Categories: Health

Smallpox Among the American Indians 1492-1900

The New World that Columbus discovered in 1492 was rich in wonders but devoid of immunity to old-world diseases. Smallpox, a feared killer in Europe and Asia for centuries, was unknown in the Americas before the ‘white man’ arrived.

The disease stripped North and South America of its indigenous inhabitants far more effectively than any amount of war with the colonizers.

In 1520 when Cortez and his men retreated from the Central American Aztec capital Tenochtitlan they left smallpox in their wake. When the conquistadores finally captured the city in 1521 they found it strewn with smallpox victims. Around 40 per cent of the Aztec population died of the disease.
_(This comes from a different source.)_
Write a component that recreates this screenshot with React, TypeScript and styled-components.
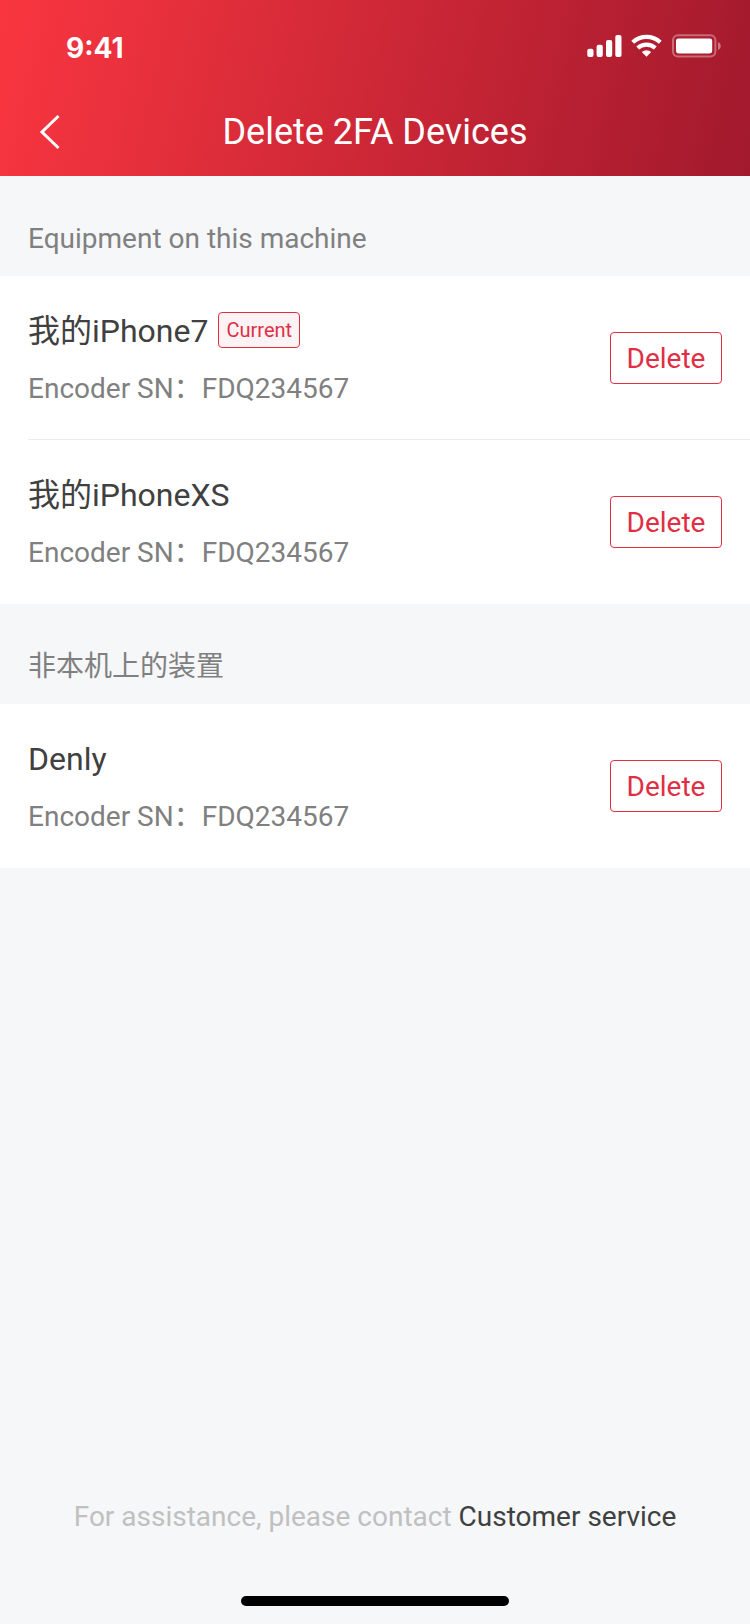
import React from 'react';
import styled, { createGlobalStyle } from 'styled-components';

const GlobalStyle = createGlobalStyle`
  *, *::before, *::after { box-sizing: border-box; }
  body {
    margin: 0;
    background: #f6f7f9;
    font-family: Roboto, "Noto Sans CJK SC", sans-serif;
    -webkit-font-smoothing: antialiased;
  }
  h1, h2, h3, p, ul { margin: 0; padding: 0; font-weight: 400; }
  ul { list-style: none; }
  button { font-family: inherit; cursor: pointer; }
`;

const Screen = styled.div`
  display: flex;
  flex-direction: column;
  min-height: 100vh;
`;

const Header = styled.header`
  background: linear-gradient(103deg, #f93640 0%, #a2192d 100%);
  color: #fff;
`;

const StatusBar = styled.div`
  display: flex;
  align-items: center;
  justify-content: space-between;
  height: 88px;
  padding: 4px 28px 0 66px;
`;

const Time = styled.time`
  padding-top: 4px;
  font: 700 28px/32px Inter, sans-serif;
`;

const StatusIcons = styled.svg`
  display: block;
  width: 136px;
  height: 24px;
`;

const NavBar = styled.div`
  display: grid;
  grid-template-columns: 100px 1fr 100px;
  align-items: center;
  height: 88px;
`;

const BackButton = styled.button`
  display: flex;
  align-items: center;
  height: 88px;
  padding: 0 0 0 38px;
  border: 0;
  background: none;
  color: inherit;
`;

const Title = styled.h1`
  font-size: 36px;
  line-height: 44px;
  text-align: center;
`;

const SectionTitle = styled.h2`
  display: flex;
  align-items: flex-end;
  height: 100px;
  padding: 0 28px 16px;
  font-size: 28px;
  line-height: 42px;
  color: #808080;
`;

const DeviceList = styled.ul`
  background: #fff;
`;

const DeviceRow = styled.li`
  display: flex;
  align-items: center;
  justify-content: space-between;
  height: 164px;
  margin-left: 28px;
  padding-right: 28px;

  &:not(:last-child) {
    border-bottom: 1px solid #ebebeb;
  }
`;

const NameLine = styled.div`
  display: flex;
  align-items: flex-start;
  gap: 10px;
  height: 48px;
`;

const DeviceName = styled.h3`
  font-size: 32px;
  line-height: 50px;
  color: #404040;
`;

const Badge = styled.span`
  height: 36px;
  margin-top: 6px;
  padding: 0 7px;
  border: 1px solid #e02f44;
  border-radius: 4px;
  background: #fdf2f4;
  font-size: 20px;
  line-height: 34px;
  color: #e02f44;
`;

const Serial = styled.p`
  margin-top: 14px;
  font-size: 28px;
  line-height: 42px;
  color: #808080;
`;

const DeleteButton = styled.button`
  width: 112px;
  height: 52px;
  padding: 2px 0 0;
  border: 1px solid #e02f44;
  border-radius: 4px;
  background: #fff;
  font-size: 28px;
  line-height: 48px;
  color: #e02f44;
`;

const Footer = styled.footer`
  display: flex;
  flex-direction: column;
  align-items: center;
  margin-top: auto;
  padding-bottom: 18px;
`;

const Help = styled.p`
  font-size: 28px;
  line-height: 42px;
  color: #c0c0c0;
`;

const HelpLink = styled.a`
  color: #404040;
  text-decoration: none;
`;

const HomeIndicator = styled.div`
  width: 268px;
  height: 10px;
  margin-top: 58px;
  border-radius: 5px;
  background: #000;
`;

type Device = { id: string; name: string; serial: string; current?: boolean };

const sections: { title: string; devices: Device[] }[] = [
  {
    title: 'Equipment on this machine',
    devices: [
      { id: 'a', name: '我的iPhone7', serial: 'FDQ234567', current: true },
      { id: 'b', name: '我的iPhoneXS', serial: 'FDQ234567' },
    ],
  },
  {
    title: '非本机上的装置',
    devices: [{ id: 'c', name: 'Denly', serial: 'FDQ234567' }],
  },
];

function Indicators() {
  return (
    <StatusIcons viewBox="0 0 136 24" fill="#fff" aria-hidden="true">
      <rect x="1.3" y="14.8" width="6.2" height="8.2" rx="2" />
      <rect x="10.6" y="10.8" width="6.2" height="12.2" rx="2" />
      <rect x="20" y="6" width="6.2" height="17" rx="2" />
      <rect x="29.3" y="1" width="6.2" height="22" rx="2" />
      <path d="M46.700 8.200a20.500 20.500 0 0 1 27.600 0" fill="none" stroke="#fff" strokeWidth="4.200" />
      <path d="M51.700 14a13.200 13.200 0 0 1 17.600 0" fill="none" stroke="#fff" strokeWidth="4.200" />
      <path d="M60.500 22.800l-4.700-4.700a7 7 0 0 1 9.400 0z" />
      <rect x="87" y="1.2" width="42.4" height="21.4" rx="5" fill="none" stroke="#fff" strokeOpacity="0.35" strokeWidth="2" />
      <rect x="90" y="4.4" width="36.2" height="15" rx="2.4" />
      <path d="M132 8v8c1.700-.7 2.800-2.200 2.800-4s-1.100-3.300-2.800-4z" fillOpacity="0.4" />
    </StatusIcons>
  );
}

export default function App() {
  return (
    <>
      <GlobalStyle />
      <Screen>
        <Header>
          <StatusBar>
            <Time>9:41</Time>
            <Indicators />
          </StatusBar>
          <NavBar>
            <BackButton type="button" aria-label="Back">
              <svg width="24" height="36" viewBox="0 0 24 36" fill="none" stroke="currentColor" strokeWidth="3">
                <path d="M20.500 2L4 18l16.500 16" />
              </svg>
            </BackButton>
            <Title>Delete 2FA Devices</Title>
          </NavBar>
        </Header>
        <main>
          {sections.map((section) => (
            <section key={section.title}>
              <SectionTitle>{section.title}</SectionTitle>
              <DeviceList>
                {section.devices.map((device) => (
                  <DeviceRow key={device.id}>
                    <div>
                      <NameLine>
                        <DeviceName>{device.name}</DeviceName>
                        {device.current && <Badge>Current</Badge>}
                      </NameLine>
                      <Serial>Encoder SN：{device.serial}</Serial>
                    </div>
                    <DeleteButton type="button">Delete</DeleteButton>
                  </DeviceRow>
                ))}
              </DeviceList>
            </section>
          ))}
        </main>
        <Footer>
          <Help>
            For assistance, please contact <HelpLink href="#service">Customer service</HelpLink>
          </Help>
          <HomeIndicator />
        </Footer>
      </Screen>
    </>
  );
}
Altogether, more than two thirds of Mexico’s population was lost.

Similarly, the Incas of Peru were weakened by European diseases and eventually between 60 and 90 per cent had been killed by smallpox, while some of the Caribbean peoples were almost entirely wiped out.

Smallpox did its destructive job far more slowly among the scattered tribes of the North American Plains. European settlers suffered epidemics throughout the 17th and 18th centuries which inevitably spread to the ‘biologically naive’ Amerindian population, carried by the fur trade to the remotest regions.

The first major epidemic of 1617-1619 decimated tribes throughout the Great Plains. The Native Americans tried traditional remedies to no avail. At first they thought they were being punished for violation of tribal laws but, as soon as they realized that smallpox came from the European colonists, they thought they were being deliberately infected. By 1800 the population of the Plains Indians was reduced by two thirds.

Vaccination programs were established in the 19th century and smallpox was gradually eradicated from the Americas. But by then it was too late. Whole civilizations had been destroyed and unique cultures lost forever.

When: 1492-1900

Where: North and South America

Death toll: The population of the Americas before 1492 is unknown, it is possible that smallpox wiped out as much as 80 per cent of the Amerindians; some groups became extinct.

You should know: The sweat lodge (a sort of sauna) was traditionally used by North American Indians as a remedy for disease.

Tragically, it was inappropriate for smallpox victims – the steaming herbs used as analgesics and decongestants were often emetic, the heat worsened the sores and the cold plunge afterwards weakened resistance and caused shock.